* [What is expected]: Wherever the string "code" occurs in a line of these records, report that line.

* [Records to process]:
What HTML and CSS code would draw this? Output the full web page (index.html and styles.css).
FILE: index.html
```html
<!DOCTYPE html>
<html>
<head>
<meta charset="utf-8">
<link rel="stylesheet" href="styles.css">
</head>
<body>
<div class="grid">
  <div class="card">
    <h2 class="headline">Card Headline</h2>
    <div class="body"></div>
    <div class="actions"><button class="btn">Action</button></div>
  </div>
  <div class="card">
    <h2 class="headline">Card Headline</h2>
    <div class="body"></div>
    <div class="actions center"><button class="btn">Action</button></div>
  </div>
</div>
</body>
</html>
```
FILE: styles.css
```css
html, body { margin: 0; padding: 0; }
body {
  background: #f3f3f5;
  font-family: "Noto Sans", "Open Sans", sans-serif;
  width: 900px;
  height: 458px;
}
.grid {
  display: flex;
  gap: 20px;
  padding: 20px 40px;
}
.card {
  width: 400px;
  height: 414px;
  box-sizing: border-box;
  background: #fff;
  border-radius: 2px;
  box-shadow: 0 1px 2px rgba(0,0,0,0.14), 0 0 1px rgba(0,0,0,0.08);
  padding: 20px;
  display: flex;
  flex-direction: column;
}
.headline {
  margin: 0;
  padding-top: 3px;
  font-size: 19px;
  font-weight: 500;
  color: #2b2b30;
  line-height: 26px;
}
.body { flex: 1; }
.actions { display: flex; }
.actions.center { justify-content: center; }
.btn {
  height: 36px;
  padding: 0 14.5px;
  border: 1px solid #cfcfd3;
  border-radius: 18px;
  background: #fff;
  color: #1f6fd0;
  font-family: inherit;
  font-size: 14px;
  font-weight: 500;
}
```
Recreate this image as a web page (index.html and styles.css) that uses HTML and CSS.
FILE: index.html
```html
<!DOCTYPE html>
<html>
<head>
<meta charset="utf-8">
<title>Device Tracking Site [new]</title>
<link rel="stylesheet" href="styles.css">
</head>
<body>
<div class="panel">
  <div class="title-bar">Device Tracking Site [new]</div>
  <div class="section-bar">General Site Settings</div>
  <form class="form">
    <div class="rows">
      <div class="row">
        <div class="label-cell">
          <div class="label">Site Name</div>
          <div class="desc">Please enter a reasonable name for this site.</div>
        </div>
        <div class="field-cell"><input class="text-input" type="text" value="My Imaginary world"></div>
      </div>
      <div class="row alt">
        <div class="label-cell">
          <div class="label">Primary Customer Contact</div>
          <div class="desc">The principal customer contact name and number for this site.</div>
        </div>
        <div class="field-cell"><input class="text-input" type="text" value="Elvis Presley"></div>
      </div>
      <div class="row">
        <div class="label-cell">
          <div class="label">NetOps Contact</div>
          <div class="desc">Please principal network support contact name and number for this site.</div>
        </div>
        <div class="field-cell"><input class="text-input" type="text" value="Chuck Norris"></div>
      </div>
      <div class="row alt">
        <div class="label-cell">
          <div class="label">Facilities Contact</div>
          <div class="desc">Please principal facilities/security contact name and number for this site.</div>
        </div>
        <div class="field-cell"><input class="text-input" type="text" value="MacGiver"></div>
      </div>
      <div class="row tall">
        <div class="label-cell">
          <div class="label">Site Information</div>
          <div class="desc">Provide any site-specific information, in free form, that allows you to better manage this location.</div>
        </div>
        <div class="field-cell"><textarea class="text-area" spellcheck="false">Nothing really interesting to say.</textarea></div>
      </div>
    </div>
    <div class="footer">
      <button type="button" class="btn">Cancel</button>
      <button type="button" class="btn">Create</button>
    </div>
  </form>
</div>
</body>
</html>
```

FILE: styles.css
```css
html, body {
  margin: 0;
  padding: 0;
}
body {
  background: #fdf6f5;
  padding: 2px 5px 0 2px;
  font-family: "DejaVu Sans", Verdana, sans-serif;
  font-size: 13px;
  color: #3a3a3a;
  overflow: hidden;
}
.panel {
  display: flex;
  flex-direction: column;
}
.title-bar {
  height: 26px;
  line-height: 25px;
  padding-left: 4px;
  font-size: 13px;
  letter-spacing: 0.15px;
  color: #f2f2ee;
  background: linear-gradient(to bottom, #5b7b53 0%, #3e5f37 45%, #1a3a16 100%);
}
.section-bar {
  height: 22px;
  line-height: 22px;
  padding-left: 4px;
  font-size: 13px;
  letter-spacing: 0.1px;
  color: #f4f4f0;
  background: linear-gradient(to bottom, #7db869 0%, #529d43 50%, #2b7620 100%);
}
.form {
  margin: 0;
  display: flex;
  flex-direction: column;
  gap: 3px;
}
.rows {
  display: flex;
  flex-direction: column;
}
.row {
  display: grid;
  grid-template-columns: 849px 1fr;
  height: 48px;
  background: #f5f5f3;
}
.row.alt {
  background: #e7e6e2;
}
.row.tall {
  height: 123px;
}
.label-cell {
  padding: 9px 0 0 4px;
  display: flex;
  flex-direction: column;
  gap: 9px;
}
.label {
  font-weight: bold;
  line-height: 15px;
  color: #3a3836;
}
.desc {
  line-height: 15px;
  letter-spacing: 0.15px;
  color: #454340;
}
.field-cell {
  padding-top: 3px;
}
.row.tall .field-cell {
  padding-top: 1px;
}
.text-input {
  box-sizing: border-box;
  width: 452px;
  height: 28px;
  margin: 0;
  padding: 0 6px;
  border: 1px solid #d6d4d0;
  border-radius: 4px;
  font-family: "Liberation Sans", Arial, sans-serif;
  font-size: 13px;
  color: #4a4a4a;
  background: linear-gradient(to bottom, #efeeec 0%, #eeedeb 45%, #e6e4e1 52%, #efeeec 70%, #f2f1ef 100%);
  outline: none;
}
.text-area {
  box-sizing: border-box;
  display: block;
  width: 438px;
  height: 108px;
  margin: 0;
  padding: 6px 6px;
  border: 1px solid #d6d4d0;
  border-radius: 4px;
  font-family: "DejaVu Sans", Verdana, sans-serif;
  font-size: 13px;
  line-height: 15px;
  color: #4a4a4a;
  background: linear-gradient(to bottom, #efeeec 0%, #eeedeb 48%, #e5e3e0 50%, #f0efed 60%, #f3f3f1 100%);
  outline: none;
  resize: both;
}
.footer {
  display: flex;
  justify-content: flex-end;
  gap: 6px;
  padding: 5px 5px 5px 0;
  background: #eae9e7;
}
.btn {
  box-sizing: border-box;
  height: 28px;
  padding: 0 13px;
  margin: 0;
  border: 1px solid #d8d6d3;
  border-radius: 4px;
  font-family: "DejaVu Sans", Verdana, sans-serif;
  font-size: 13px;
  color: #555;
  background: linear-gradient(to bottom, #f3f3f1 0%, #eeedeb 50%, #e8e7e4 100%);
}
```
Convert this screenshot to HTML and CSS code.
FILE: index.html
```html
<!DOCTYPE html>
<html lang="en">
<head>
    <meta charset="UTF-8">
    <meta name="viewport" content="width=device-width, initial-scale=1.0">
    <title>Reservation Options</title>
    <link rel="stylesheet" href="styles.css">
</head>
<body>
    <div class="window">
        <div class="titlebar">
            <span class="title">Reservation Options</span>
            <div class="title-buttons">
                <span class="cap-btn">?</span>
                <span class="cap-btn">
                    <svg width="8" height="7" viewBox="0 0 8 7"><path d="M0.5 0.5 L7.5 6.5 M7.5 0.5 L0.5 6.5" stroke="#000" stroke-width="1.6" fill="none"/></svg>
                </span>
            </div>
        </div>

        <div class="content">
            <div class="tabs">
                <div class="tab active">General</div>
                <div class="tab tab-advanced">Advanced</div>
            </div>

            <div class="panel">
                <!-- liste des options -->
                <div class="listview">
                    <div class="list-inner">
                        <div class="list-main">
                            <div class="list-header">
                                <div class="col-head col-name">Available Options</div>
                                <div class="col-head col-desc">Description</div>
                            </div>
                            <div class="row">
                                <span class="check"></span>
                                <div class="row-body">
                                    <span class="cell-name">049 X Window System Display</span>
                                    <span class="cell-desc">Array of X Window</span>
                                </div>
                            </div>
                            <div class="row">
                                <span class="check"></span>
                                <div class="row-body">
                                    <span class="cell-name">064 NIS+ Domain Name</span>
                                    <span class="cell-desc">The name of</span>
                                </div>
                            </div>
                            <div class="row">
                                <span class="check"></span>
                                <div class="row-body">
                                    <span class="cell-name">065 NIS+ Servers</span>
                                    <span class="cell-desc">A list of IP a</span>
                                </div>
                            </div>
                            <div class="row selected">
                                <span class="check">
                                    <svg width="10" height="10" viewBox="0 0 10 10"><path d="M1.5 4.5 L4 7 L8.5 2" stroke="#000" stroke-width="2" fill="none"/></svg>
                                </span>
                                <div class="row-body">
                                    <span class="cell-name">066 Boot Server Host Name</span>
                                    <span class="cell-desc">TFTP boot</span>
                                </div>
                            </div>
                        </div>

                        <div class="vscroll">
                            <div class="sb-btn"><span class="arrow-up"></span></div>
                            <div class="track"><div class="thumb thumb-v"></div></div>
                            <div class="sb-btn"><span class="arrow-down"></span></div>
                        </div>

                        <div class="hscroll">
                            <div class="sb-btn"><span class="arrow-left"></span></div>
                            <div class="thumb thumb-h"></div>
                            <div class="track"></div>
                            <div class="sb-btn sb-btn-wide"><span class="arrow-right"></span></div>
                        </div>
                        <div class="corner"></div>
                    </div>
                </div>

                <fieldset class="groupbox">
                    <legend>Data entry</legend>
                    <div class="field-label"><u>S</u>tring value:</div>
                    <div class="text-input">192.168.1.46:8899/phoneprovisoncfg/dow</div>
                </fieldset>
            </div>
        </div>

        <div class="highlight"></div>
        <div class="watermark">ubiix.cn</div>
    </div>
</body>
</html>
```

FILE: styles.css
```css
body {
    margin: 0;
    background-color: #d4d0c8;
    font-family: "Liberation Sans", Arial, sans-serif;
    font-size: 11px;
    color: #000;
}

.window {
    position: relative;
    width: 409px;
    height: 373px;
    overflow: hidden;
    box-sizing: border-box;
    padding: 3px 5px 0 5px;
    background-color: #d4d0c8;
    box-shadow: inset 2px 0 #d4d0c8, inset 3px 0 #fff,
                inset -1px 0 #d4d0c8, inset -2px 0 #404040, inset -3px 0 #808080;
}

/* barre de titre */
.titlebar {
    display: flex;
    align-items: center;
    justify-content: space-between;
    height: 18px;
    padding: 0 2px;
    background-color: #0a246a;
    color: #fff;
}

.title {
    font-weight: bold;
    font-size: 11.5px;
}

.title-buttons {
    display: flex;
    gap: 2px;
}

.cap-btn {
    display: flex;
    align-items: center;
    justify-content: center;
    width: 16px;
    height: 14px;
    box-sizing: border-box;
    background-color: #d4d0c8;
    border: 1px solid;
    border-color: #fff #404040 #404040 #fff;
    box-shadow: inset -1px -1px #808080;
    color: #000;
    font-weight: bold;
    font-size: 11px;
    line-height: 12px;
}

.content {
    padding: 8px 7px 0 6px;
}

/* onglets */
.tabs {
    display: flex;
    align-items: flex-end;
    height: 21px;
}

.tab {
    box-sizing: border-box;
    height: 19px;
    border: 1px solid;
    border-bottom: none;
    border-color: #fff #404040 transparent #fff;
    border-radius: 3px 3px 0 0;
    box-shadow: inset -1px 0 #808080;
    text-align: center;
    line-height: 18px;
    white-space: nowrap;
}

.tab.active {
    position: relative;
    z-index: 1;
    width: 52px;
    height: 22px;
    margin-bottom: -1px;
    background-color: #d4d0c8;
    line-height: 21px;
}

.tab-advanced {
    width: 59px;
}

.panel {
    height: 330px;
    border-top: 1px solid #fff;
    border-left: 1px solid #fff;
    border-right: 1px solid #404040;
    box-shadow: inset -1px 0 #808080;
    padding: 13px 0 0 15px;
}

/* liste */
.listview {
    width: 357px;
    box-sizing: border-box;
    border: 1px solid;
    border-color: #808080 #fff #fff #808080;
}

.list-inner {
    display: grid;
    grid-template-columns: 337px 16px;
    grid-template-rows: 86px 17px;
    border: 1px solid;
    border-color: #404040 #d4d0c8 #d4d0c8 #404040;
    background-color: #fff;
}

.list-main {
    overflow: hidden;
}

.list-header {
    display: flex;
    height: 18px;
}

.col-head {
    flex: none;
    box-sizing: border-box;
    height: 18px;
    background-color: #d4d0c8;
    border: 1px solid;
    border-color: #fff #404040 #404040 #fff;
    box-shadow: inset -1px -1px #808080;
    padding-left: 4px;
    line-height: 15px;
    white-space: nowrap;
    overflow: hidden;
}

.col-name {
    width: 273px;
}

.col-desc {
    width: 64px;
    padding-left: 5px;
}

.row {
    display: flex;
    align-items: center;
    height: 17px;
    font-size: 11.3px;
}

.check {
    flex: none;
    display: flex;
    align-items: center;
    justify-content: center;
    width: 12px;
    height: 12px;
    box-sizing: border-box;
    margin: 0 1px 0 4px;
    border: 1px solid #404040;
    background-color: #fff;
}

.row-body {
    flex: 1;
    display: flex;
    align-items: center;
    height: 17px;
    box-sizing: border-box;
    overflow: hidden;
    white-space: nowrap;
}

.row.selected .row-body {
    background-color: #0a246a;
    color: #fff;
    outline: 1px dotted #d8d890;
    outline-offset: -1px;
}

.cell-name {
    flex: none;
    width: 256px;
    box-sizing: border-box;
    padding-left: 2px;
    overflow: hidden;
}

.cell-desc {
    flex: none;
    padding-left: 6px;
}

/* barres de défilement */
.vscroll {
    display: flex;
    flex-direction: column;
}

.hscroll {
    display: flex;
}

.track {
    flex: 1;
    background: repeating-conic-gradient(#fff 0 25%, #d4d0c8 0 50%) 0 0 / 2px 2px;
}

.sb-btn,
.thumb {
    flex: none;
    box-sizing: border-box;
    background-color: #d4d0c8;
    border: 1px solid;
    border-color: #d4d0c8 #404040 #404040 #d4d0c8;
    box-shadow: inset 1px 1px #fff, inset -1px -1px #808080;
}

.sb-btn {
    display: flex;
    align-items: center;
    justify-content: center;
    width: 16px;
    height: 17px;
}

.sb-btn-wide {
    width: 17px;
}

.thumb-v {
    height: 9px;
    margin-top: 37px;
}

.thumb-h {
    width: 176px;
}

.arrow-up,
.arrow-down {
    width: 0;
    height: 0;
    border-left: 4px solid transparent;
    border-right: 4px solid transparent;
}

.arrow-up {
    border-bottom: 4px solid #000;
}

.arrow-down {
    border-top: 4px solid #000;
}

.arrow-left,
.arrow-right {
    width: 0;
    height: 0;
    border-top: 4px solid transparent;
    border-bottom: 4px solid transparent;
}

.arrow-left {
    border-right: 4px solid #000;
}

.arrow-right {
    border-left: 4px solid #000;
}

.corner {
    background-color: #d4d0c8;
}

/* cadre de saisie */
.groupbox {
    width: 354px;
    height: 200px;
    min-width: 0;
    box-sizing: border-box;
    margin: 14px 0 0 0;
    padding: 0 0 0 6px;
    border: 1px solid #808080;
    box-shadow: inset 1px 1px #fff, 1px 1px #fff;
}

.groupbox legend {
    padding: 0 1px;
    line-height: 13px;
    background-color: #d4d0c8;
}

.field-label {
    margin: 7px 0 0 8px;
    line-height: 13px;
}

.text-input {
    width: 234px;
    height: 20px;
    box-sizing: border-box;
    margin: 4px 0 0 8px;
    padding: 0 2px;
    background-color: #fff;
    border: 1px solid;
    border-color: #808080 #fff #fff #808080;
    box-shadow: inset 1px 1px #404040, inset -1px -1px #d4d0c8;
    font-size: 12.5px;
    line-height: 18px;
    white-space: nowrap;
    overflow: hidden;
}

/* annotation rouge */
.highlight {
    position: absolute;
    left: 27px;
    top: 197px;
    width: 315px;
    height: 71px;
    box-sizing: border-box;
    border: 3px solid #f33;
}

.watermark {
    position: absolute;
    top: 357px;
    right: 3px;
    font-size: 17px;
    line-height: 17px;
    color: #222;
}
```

* [Task result]:
What HTML and CSS code would draw this? Output the full web page (index.html and styles.css).
Convert this screenshot to HTML and CSS code.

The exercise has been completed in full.